* [YOUR OBJECTIVE] Only lines with the word "React" are needed; collect each of them from the listing below.

* [PROVIDED MATERIAL]
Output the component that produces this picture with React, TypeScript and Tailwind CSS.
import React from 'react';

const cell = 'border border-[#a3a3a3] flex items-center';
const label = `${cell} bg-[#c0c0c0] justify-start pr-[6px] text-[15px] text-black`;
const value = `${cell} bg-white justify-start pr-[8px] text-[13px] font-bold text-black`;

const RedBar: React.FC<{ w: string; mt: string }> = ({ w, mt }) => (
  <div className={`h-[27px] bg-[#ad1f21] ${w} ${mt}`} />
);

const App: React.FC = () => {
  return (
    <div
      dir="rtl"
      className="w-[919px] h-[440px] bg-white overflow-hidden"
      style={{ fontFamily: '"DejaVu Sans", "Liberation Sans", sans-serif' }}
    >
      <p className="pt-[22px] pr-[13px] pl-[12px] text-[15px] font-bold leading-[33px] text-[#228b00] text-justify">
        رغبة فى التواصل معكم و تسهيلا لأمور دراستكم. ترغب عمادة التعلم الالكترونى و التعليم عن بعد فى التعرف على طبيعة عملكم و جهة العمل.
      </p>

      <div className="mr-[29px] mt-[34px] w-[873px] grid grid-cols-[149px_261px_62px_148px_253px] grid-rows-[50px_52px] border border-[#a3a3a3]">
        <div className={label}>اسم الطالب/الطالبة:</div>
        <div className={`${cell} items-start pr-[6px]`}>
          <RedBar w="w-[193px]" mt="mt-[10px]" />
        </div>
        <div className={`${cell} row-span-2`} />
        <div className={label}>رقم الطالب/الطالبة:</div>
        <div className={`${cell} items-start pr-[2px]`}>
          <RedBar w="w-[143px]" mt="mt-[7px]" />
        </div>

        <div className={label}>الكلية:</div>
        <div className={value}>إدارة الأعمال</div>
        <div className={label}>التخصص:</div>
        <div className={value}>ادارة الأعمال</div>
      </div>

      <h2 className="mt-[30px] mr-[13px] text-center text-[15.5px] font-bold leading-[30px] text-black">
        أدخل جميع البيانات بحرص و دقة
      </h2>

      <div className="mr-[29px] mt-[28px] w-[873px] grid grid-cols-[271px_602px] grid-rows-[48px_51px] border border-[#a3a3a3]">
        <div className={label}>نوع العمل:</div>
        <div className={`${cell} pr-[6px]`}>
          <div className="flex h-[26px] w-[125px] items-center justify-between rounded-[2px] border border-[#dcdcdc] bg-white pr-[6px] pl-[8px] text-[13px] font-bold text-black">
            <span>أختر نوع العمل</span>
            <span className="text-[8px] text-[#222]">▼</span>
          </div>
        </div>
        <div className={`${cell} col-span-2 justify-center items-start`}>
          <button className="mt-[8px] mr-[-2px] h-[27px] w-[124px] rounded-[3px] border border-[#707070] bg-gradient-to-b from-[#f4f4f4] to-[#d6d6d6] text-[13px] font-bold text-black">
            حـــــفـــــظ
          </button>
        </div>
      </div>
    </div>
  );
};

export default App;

* [RESULT OF THIS TASK]
Output the component that produces this picture with React, TypeScript and Tailwind CSS.
import React from 'react';
const RedBar: React.FC<{ w: string; mt: string }> = ({ w, mt }) => (
const App: React.FC = () => {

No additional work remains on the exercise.